Si je parle des "dialectes grecs" (anciens, une de mes spécialités), je parle de différents états de langue qui avaient chacun une officialité, une élite, certainement des variantes sociales et parfois même une littérature (chaque cité grecque avait son propre parler jusqu'au XIXe siècle). Les Athéniens ne se prennent pas pour de la σκτάτος, mais ils n'estiment pas que leur langue vaut mieux que celle des Lesbiens ou de ces νἠπιοι de Béotiens. Si je parle des "dialectes allemands" actuels, je suis déjà un cran au-dessous, mais je ne puis comparer avec l'état français ; et je suis sûr qu'il y a quelque part dans la poussière de la Sorbonne posé à côté du parapluie oublié un spécialiste des dialectes islandais, qui opposera parmi trois cent mille locuteurs congelés depuis le XIIe siècle les "tire-bouschtroumpfðvir" des glaciers nords aux "schtroupf-bouchonskðör" des glaciers du sud.

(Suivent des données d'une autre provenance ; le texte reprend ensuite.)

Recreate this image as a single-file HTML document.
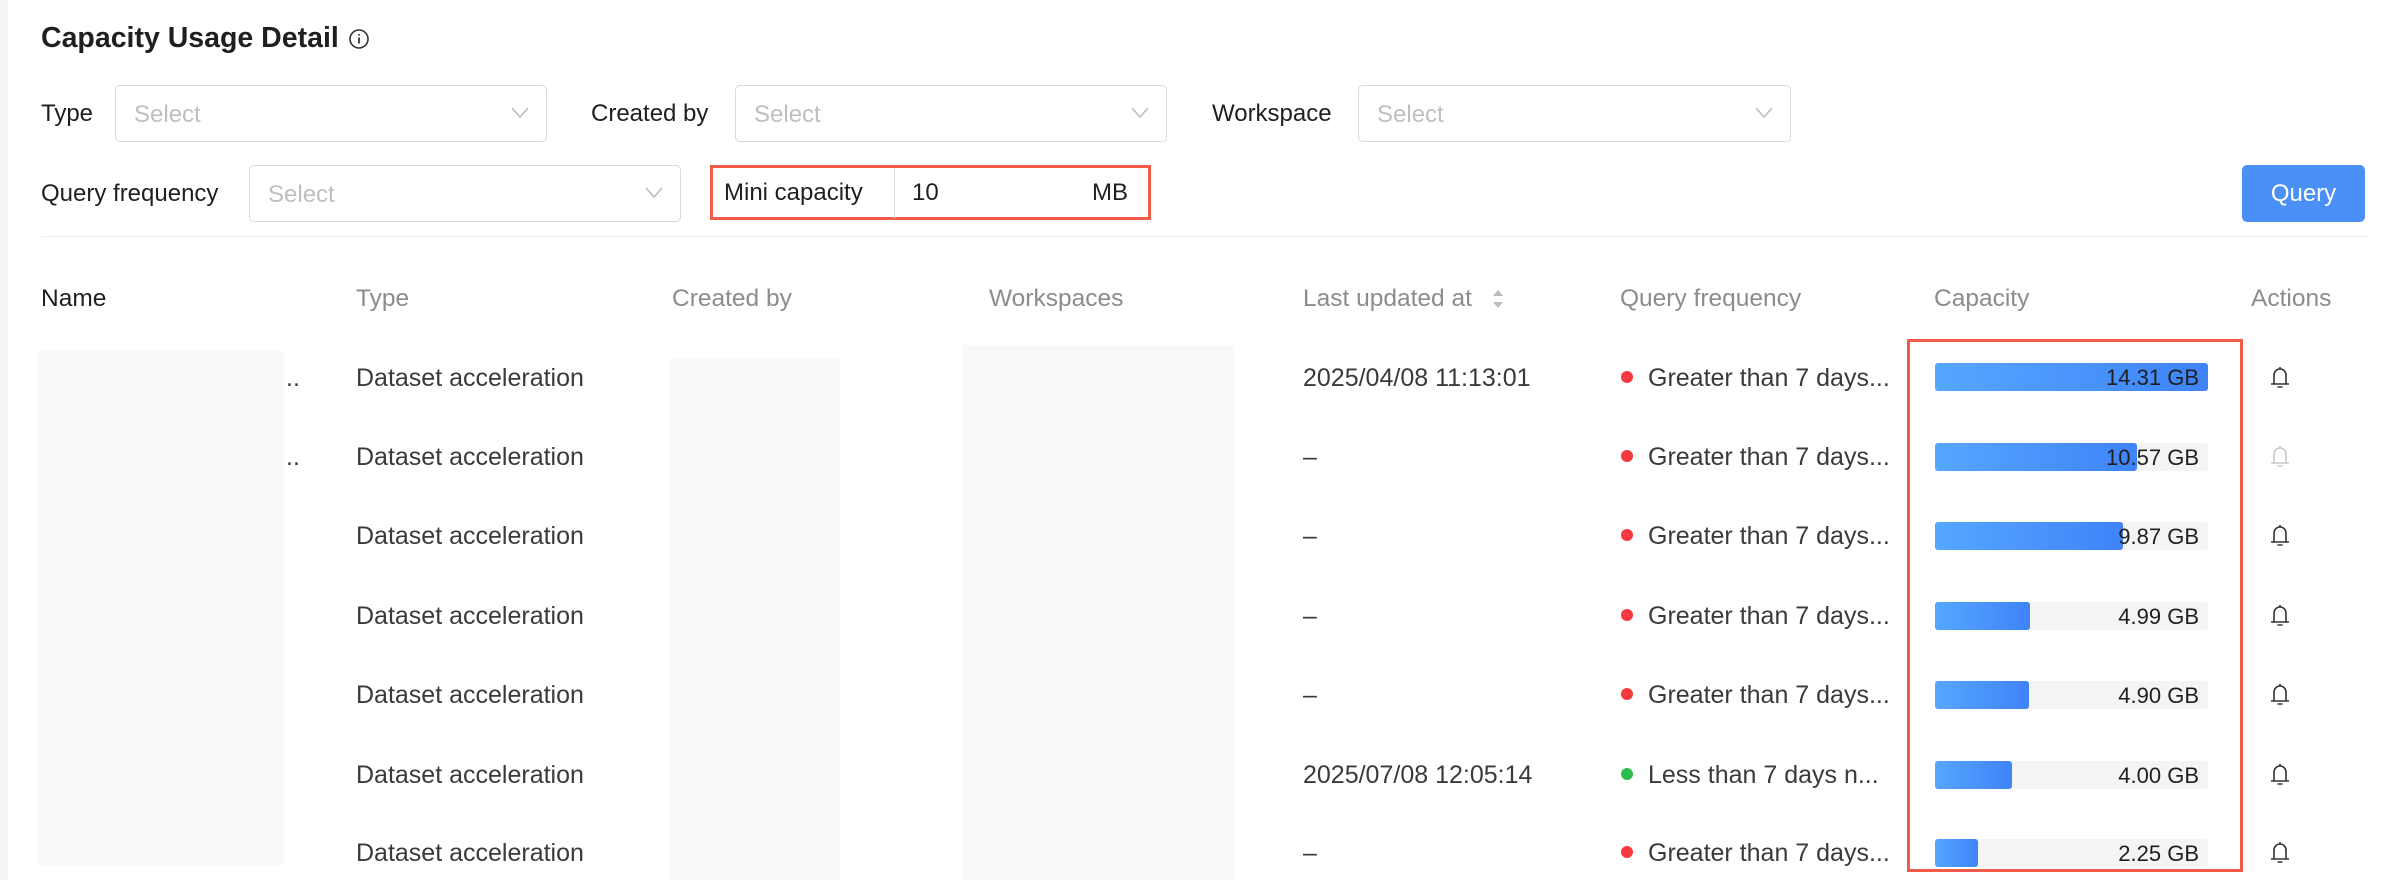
<!DOCTYPE html>
<html><head><style>
*{box-sizing:border-box;margin:0;padding:0}
body{width:2396px;height:880px;background:#fff;font-family:"Liberation Sans",Arial,sans-serif;position:relative;overflow:hidden;color:#1f1f1f}
.a{position:absolute;white-space:nowrap}
.lbl{font-size:24px;color:#1f1f1f}
.sel{position:absolute;border:1.5px solid #d9d9d9;border-radius:5px;height:57px}
.sel span{position:absolute;left:18px;top:15px;font-size:24px;color:#bfbfbf}
.sel svg{position:absolute;right:16px;top:20px}
.hd{font-size:24.5px;color:#8c8c8c;top:285px}
.cell{font-size:25px;color:#3a3a3a}
.bar{position:absolute;left:1935px;width:273px;height:28px;background:#f4f4f4;border-radius:3px}
.bar i{position:absolute;left:0;top:0;bottom:0;border-radius:3px;background:linear-gradient(90deg,#55a7ff,#3f83f8)}
.bar b{position:absolute;right:9px;top:2px;font-weight:normal;font-size:22px;color:#1f1f1f}
.dot{position:absolute;width:12px;height:12px;border-radius:50%}
.bell{position:absolute;left:2268px}
</style></head><body>
<div class="a" style="left:0;top:0;width:8px;height:880px;background:#f5f5f5"></div>
<div class="a" style="left:41px;top:22px;font-size:28.5px;font-weight:bold">Capacity Usage Detail</div>
<svg class="a" style="left:348px;top:28px" width="22" height="22" viewBox="0 0 22 22"><circle cx="11" cy="11" r="9" fill="none" stroke="#333" stroke-width="1.6"/><path d="M11 9.5v6M11 6v1.5" stroke="#333" stroke-width="1.8"/></svg>

<div class="a lbl" style="left:41px;top:100px">Type</div>
<div class="sel" style="left:115px;top:85px;width:432px"><span>Select</span><svg width="20" height="14"><path d="M2 2l8 9 8-9" fill="none" stroke="#bbb" stroke-width="1.5"/></svg></div>
<div class="a lbl" style="left:591px;top:100px">Created by</div>
<div class="sel" style="left:735px;top:85px;width:432px"><span>Select</span><svg width="20" height="14"><path d="M2 2l8 9 8-9" fill="none" stroke="#bbb" stroke-width="1.5"/></svg></div>
<div class="a lbl" style="left:1212px;top:100px">Workspace</div>
<div class="sel" style="left:1358px;top:85px;width:433px"><span>Select</span><svg width="20" height="14"><path d="M2 2l8 9 8-9" fill="none" stroke="#bbb" stroke-width="1.5"/></svg></div>

<div class="a lbl" style="left:41px;top:180px">Query frequency</div>
<div class="sel" style="left:249px;top:165px;width:432px"><span>Select</span><svg width="20" height="14"><path d="M2 2l8 9 8-9" fill="none" stroke="#bbb" stroke-width="1.5"/></svg></div>
<div class="a" style="left:710px;top:165px;width:441px;height:55px;border:3px solid #f25a4a"></div>
<div class="a lbl" style="left:724px;top:179px">Mini capacity</div>
<div class="a" style="left:894px;top:168px;width:1px;height:50px;background:#d9d9d9"></div>
<div class="a lbl" style="left:912px;top:179px">10</div>
<div class="a lbl" style="left:1092px;top:179px">MB</div>
<div class="a" style="left:2242px;top:165px;width:123px;height:57px;background:#4a90f7;border-radius:5px;color:#fff;font-size:24px;text-align:center;line-height:57px">Query</div>
<div class="a" style="left:41px;top:236px;width:2327px;height:1px;background:#ededed"></div>

<div class="a hd" style="left:41px;color:#1f1f1f">Name</div>
<div class="a hd" style="left:356px">Type</div>
<div class="a hd" style="left:672px">Created by</div>
<div class="a hd" style="left:989px">Workspaces</div>
<div class="a hd" style="left:1303px">Last updated at</div>
<svg class="a" style="left:1491px;top:286px" width="14" height="26"><path d="M2 10l5-6 5 6zM2 16l5 6 5-6z" fill="#bbb"/></svg>
<div class="a hd" style="left:1620px">Query frequency</div>
<div class="a hd" style="left:1934px">Capacity</div>
<div class="a hd" style="left:2251px">Actions</div>

<div class="a" style="left:37px;top:351px;width:247px;height:514px;background:#f9f9f9"></div>
<div class="a" style="left:669px;top:359px;width:171px;height:521px;background:#f9f9f9"></div>
<div class="a" style="left:963px;top:345px;width:272px;height:535px;background:#f9f9f9"></div>
<div class="a cell" style="left:286px;top:364px">..</div>
<div class="a cell" style="left:286px;top:443px">..</div>

<div class="a" style="left:1907px;top:339px;width:336px;height:533px;border:3px solid #f25a4a"></div>

<div class="a cell" style="left:356px;top:364px">Dataset acceleration</div>
<div class="a cell" style="left:356px;top:443px">Dataset acceleration</div>
<div class="a cell" style="left:356px;top:522px">Dataset acceleration</div>
<div class="a cell" style="left:356px;top:602px">Dataset acceleration</div>
<div class="a cell" style="left:356px;top:681px">Dataset acceleration</div>
<div class="a cell" style="left:356px;top:761px">Dataset acceleration</div>
<div class="a cell" style="left:356px;top:839px">Dataset acceleration</div>

<div class="a cell" style="left:1303px;top:364px">2025/04/08 11:13:01</div>
<div class="a cell" style="left:1303px;top:443px">–</div>
<div class="a cell" style="left:1303px;top:522px">–</div>
<div class="a cell" style="left:1303px;top:602px">–</div>
<div class="a cell" style="left:1303px;top:681px">–</div>
<div class="a cell" style="left:1303px;top:761px">2025/07/08 12:05:14</div>
<div class="a cell" style="left:1303px;top:839px">–</div>

<div class="dot" style="left:1621px;top:371px;background:#f5393d"></div><div class="a cell" style="left:1648px;top:364px">Greater than 7 days...</div>
<div class="dot" style="left:1621px;top:450px;background:#f5393d"></div><div class="a cell" style="left:1648px;top:443px">Greater than 7 days...</div>
<div class="dot" style="left:1621px;top:529px;background:#f5393d"></div><div class="a cell" style="left:1648px;top:522px">Greater than 7 days...</div>
<div class="dot" style="left:1621px;top:609px;background:#f5393d"></div><div class="a cell" style="left:1648px;top:602px">Greater than 7 days...</div>
<div class="dot" style="left:1621px;top:688px;background:#f5393d"></div><div class="a cell" style="left:1648px;top:681px">Greater than 7 days...</div>
<div class="dot" style="left:1621px;top:768px;background:#2dbd4c"></div><div class="a cell" style="left:1648px;top:761px">Less than 7 days n...</div>
<div class="dot" style="left:1621px;top:846px;background:#f5393d"></div><div class="a cell" style="left:1648px;top:839px">Greater than 7 days...</div>

<div class="bar" style="top:363px"><i style="width:273px"></i><b>14.31 GB</b></div>
<div class="bar" style="top:443px"><i style="width:202px"></i><b>10.57 GB</b></div>
<div class="bar" style="top:522px"><i style="width:188px"></i><b>9.87 GB</b></div>
<div class="bar" style="top:602px"><i style="width:95px"></i><b>4.99 GB</b></div>
<div class="bar" style="top:681px"><i style="width:94px"></i><b>4.90 GB</b></div>
<div class="bar" style="top:761px"><i style="width:77px"></i><b>4.00 GB</b></div>
<div class="bar" style="top:839px"><i style="width:43px"></i><b>2.25 GB</b></div>

<svg class="bell" style="top:364px" width="24" height="26" viewBox="0 0 24 26" fill="none" stroke="#333" stroke-width="1.6"><path d="M3 20h18M6 20V11a6 6 0 0 1 12 0v9M9.5 23h5M12 3v2"/></svg>
<svg class="bell" style="top:443px" width="24" height="26" viewBox="0 0 24 26" fill="none" stroke="#c8c8c8" stroke-width="1.6"><path d="M3 20h18M6 20V11a6 6 0 0 1 12 0v9M9.5 23h5M12 3v2"/></svg>
<svg class="bell" style="top:522px" width="24" height="26" viewBox="0 0 24 26" fill="none" stroke="#333" stroke-width="1.6"><path d="M3 20h18M6 20V11a6 6 0 0 1 12 0v9M9.5 23h5M12 3v2"/></svg>
<svg class="bell" style="top:602px" width="24" height="26" viewBox="0 0 24 26" fill="none" stroke="#333" stroke-width="1.6"><path d="M3 20h18M6 20V11a6 6 0 0 1 12 0v9M9.5 23h5M12 3v2"/></svg>
<svg class="bell" style="top:681px" width="24" height="26" viewBox="0 0 24 26" fill="none" stroke="#333" stroke-width="1.6"><path d="M3 20h18M6 20V11a6 6 0 0 1 12 0v9M9.5 23h5M12 3v2"/></svg>
<svg class="bell" style="top:761px" width="24" height="26" viewBox="0 0 24 26" fill="none" stroke="#333" stroke-width="1.6"><path d="M3 20h18M6 20V11a6 6 0 0 1 12 0v9M9.5 23h5M12 3v2"/></svg>
<svg class="bell" style="top:839px" width="24" height="26" viewBox="0 0 24 26" fill="none" stroke="#333" stroke-width="1.6"><path d="M3 20h18M6 20V11a6 6 0 0 1 12 0v9M9.5 23h5M12 3v2"/></svg>
</body></html>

(Relire Schtroumpf vert et vert schtroumpf, qui reste la deuxième meilleure étude sociolinguistique que j'aie lue, après le mémoire sur la prononciation du breton, bien sûr, d'un auteur dont j'ai oublié le nom ); ).
... Un mot quand même sur le mot "patois" : il n'a pas toujours été par lui-même négatif. De la même façon que le mot "nègre" est neutre jusqu'au XIXe siècle (tout homme noir est un nègre, même dans la bouche d'un humaniste qui n'est pas raciste, cf. Hugo écrivant à un poète haïtien, même dans la bouche d'un homme noir), même s'il désigne une réalité que 90% des locuteurs dévalorisent ; mais la péjoration n'est pas dans le mot - pas plus par exemple que dans "homosexuel", aujourd'hui, terme passé de la néologie médicale à la banalité courante, mais pour certains, c'est encore une insulte. De vieilles traductions, mais pas si anciennes, faisaient de la langue de Platon le "patois des Athéniens" (pour dialektos tôn Athênaiôn) par opposition au "patois des Ioniens" d'Hérodote. Sans la politique de la troisième république, mais aussi le politiquement correct et la revendication identitaire des années 60, il aurait très bien pu rester comme terme neutre. Oserais-je comparer le récent "langue régionale" au très récent "gay" ?
"Dialecte" est un terme scientifique, mais qui n'existe que par la négative. Est dialecte tout état de langue qui s'oppose à une hypothétique unité géolinguistique, et comme aucune communauté linguistique n'est autre que fragmentée par essence, la langue imagée de ma folle de voisine du dessous pourrait être un dialecte par rapport à moi, puisque c'est sa manière de parler, son Mundart.